Very recently this year, the Durban High Court heard a divorce case that raised a very important question surrounding marriage, antenuptial agreements and marital property regimes. It had to engage with the idea of an unregistered antenuptial contract.
This case involved two parties that were married and now wanted to divorce. Prior to their marriage, the parties had decided to be married out of community of property and so wanted to enter into an antenuptial agreement (an antenuptial agreement allows you to marry out of community of property: you can read our blog post here if you are unsure what the terms in/out of community of property and antenuptial contract mean). In order to achieve this goal, the parties authorised their attorney to carry out the necessary steps in the process on their behalf. That is, the attorney was meant to execute the contract in the presence of the required official and then register the contract in the deeds office on their behalf. The parties did not know, however, that the contract was not executed, nor was it registered in the deeds office.

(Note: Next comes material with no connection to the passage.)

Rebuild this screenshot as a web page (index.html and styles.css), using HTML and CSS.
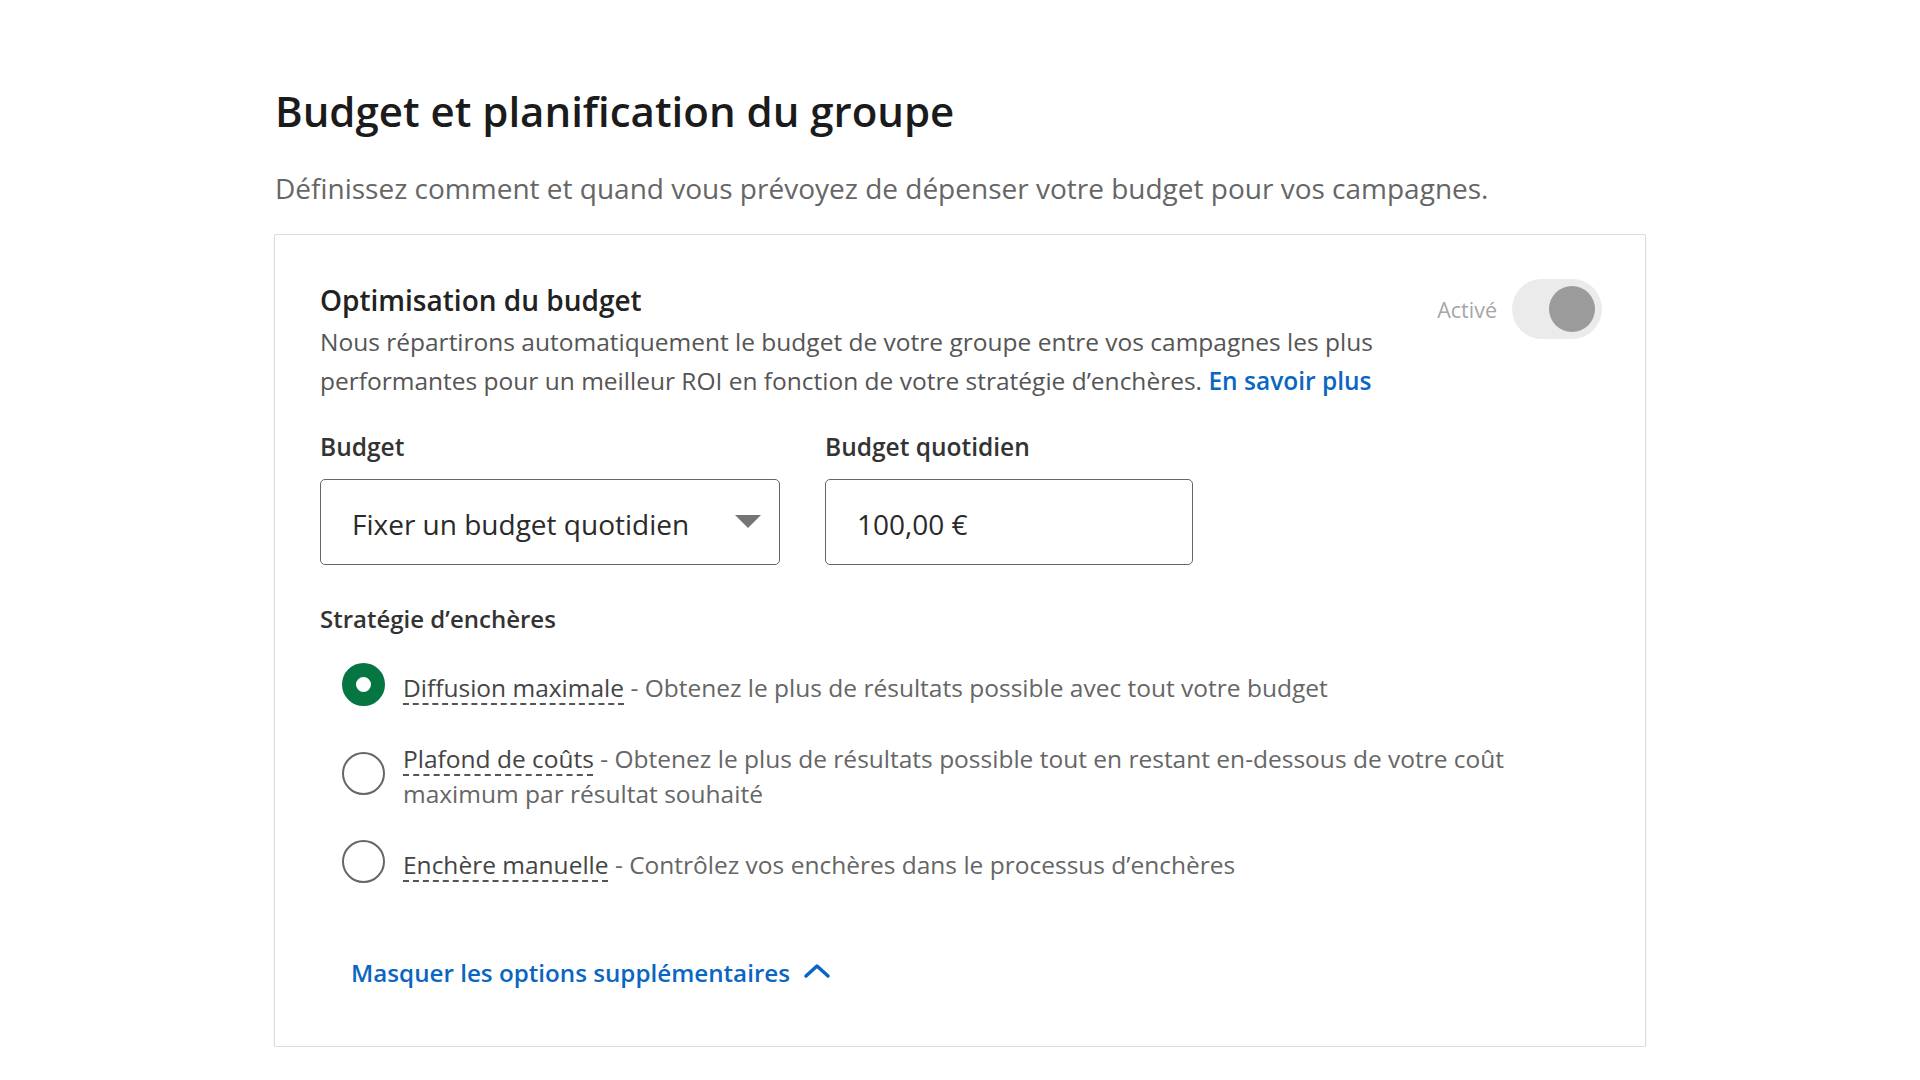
FILE: index.html
```html
<!DOCTYPE html>
<html lang="fr">
<head>
<meta charset="utf-8">
<title>Budget et planification du groupe</title>
<link rel="stylesheet" href="styles.css">
</head>
<body>
<main class="page">
  <h1 class="title">Budget et planification du groupe</h1>
  <p class="subtitle">Définissez comment et quand vous prévoyez de dépenser votre budget pour vos campagnes.</p>

  <section class="card">
    <div class="opt-header">
      <div class="opt-text">
        <h2 class="opt-title">Optimisation du budget</h2>
        <p class="opt-desc">Nous répartirons automatiquement le budget de votre groupe entre vos campagnes les plus performantes pour un meilleur ROI en fonction de votre stratégie d’enchères. <a class="link" href="#">En savoir plus</a></p>
      </div>
      <div class="switch">
        <span class="switch-label">Activé</span>
        <span class="switch-track"><span class="switch-knob"></span></span>
      </div>
    </div>

    <div class="fields">
      <div class="field">
        <span class="field-label">Budget</span>
        <div class="select">
          <span class="control-value">Fixer un budget quotidien</span>
          <svg class="select-arrow" width="26" height="13" viewBox="0 0 26 13"><polygon points="0,0 26,0 13,13" fill="#757575"/></svg>
        </div>
      </div>
      <div class="field">
        <span class="field-label">Budget quotidien</span>
        <div class="input">
          <span class="control-value">100,00 €</span>
        </div>
      </div>
    </div>

    <h3 class="section-label">Stratégie d’enchères</h3>
    <ul class="radios">
      <li class="radio-row">
        <span class="radio radio-checked"></span>
        <span class="radio-text"><span class="radio-name">Diffusion maximale</span> - Obtenez le plus de résultats possible avec tout votre budget</span>
      </li>
      <li class="radio-row">
        <span class="radio"></span>
        <span class="radio-text"><span class="radio-name">Plafond de coûts</span> - Obtenez le plus de résultats possible tout en restant en-dessous de votre coût maximum par résultat souhaité</span>
      </li>
      <li class="radio-row">
        <span class="radio"></span>
        <span class="radio-text"><span class="radio-name">Enchère manuelle</span> - Contrôlez vos enchères dans le processus d’enchères</span>
      </li>
    </ul>

    <a class="more-link" href="#">Masquer les options supplémentaires
      <svg class="chevron" width="30" height="18" viewBox="0 0 30 18"><polyline points="4,14 15,4 26,14" fill="none" stroke="#0a66c2" stroke-width="3.5" stroke-linecap="round" stroke-linejoin="round"/></svg>
    </a>
  </section>
</main>
</body>
</html>
```

FILE: styles.css
```css
* { box-sizing: border-box; }

html, body {
  margin: 0;
  padding: 0;
  background: #ffffff;
}

body {
  font-family: "Open Sans", "Noto Sans", "Liberation Sans", sans-serif;
  color: #333333;
}

.page {
  width: 1372px;
  margin-left: 274px;
  padding-top: 86px;
}

.title {
  margin: 0;
  padding-left: 1px;
  font-size: 42px;
  line-height: 50px;
  font-weight: 600;
  font-stretch: 88%;
  color: #1b1b1b;
}

.subtitle {
  margin: 36px 0 0;
  padding-left: 1px;
  font-size: 28px;
  line-height: 32px;
  font-weight: 400;
  color: #666666;
}

.card {
  margin-top: 30px;
  border: 1px solid #dcdcdc;
  border-radius: 2px;
  box-shadow: 0 1px 2px rgba(0, 0, 0, 0.08);
  padding: 50px 43px 58px 45px;
  background: #ffffff;
}

.opt-header {
  display: flex;
  align-items: flex-start;
  justify-content: space-between;
}

.opt-text {
  width: 1100px;
}

.opt-title {
  margin: 0;
  font-size: 28px;
  line-height: 30px;
  font-weight: 600;
  color: #222222;
}

.opt-desc {
  margin: 7px 0 0;
  font-size: 24.5px;
  line-height: 39px;
  color: #555555;
}

.link {
  color: #0a66c2;
  font-weight: 600;
  text-decoration: none;
}

.switch {
  display: flex;
  align-items: center;
  gap: 15px;
  margin-top: -6px;
}

.switch-label {
  font-size: 21.5px;
  color: #a6a6a6;
}

.switch-track {
  display: flex;
  justify-content: flex-end;
  align-items: center;
  width: 90px;
  height: 60px;
  padding: 0 7px;
  border-radius: 30px;
  background: #ebebeb;
}

.switch-knob {
  width: 46px;
  height: 46px;
  border-radius: 50%;
  background: #9b9b9b;
}

.fields {
  display: flex;
  gap: 45px;
  margin-top: 32px;
}

.field {
  display: flex;
  flex-direction: column;
  gap: 17px;
}

.field-label {
  font-size: 24.5px;
  line-height: 30px;
  font-weight: 600;
  color: #333333;
}

.select,
.input {
  display: flex;
  align-items: center;
  height: 86px;
  border: 1.5px solid #666666;
  border-radius: 5px;
  padding: 0 18px 0 31px;
}

.select {
  width: 460px;
  justify-content: space-between;
}

.input {
  width: 368px;
}

.control-value {
  padding-top: 3px;
  font-size: 28px;
  color: #2a2a2a;
}

.select-arrow {
  margin-top: -2px;
}

.section-label {
  margin: 39px 0 0;
  font-size: 24px;
  line-height: 30px;
  font-weight: 600;
  color: #333333;
}

.radios {
  list-style: none;
  margin: 29px 0 0;
  padding: 0 0 0 22px;
  display: flex;
  flex-direction: column;
  gap: 29px;
}

.radio-row {
  display: flex;
  align-items: center;
  gap: 18px;
  min-height: 43px;
}

.radio {
  flex: none;
  width: 43px;
  height: 43px;
  border-radius: 50%;
  border: 2px solid #666666;
}

.radio-checked {
  border: 14px solid #057642;
}

.radio-text {
  padding-top: 6px;
  font-size: 24.5px;
  line-height: 35px;
  color: #666666;
}

.radio-name {
  color: #444444;
  text-decoration: underline dashed #555555;
  text-decoration-thickness: 1.5px;
  text-underline-offset: 6px;
}

.more-link {
  display: inline-flex;
  align-items: center;
  gap: 12px;
  margin: 75px 0 0 31px;
  font-size: 24.2px;
  line-height: 30px;
  font-weight: 600;
  color: #0a66c2;
  text-decoration: none;
}

.chevron {
  margin-top: -4px;
}
```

The question to be answered
There was therefore no official antenuptial contract. The parties had only initialed a draft version of the contract and had given their attorney authority to execute the contract and register it through signing power of attorney. The question that the court had to answer was whether these circumstances were enough to recognise a legitimate antenuptial contract. Whether this contract could be recognised accordingly affected whether the parties were married in or out of community of property.
What the court said
The High Court acknowledged that the antenuptial contract was not registered. This meant that the contract would have no force or effect against any person not party to the contract (that is, any person other than the married couple). Nevertheless, the court held, the parties had agreed prior to the marriage that their marriage would be governed by an antenuptial contract. The unregistered antenuptial contract reflected the common intention of the parties to be married out of community of property. The court found that an informal antenuptial contract existed between the married couple. The contract would therefore be binding between the married couple themselves.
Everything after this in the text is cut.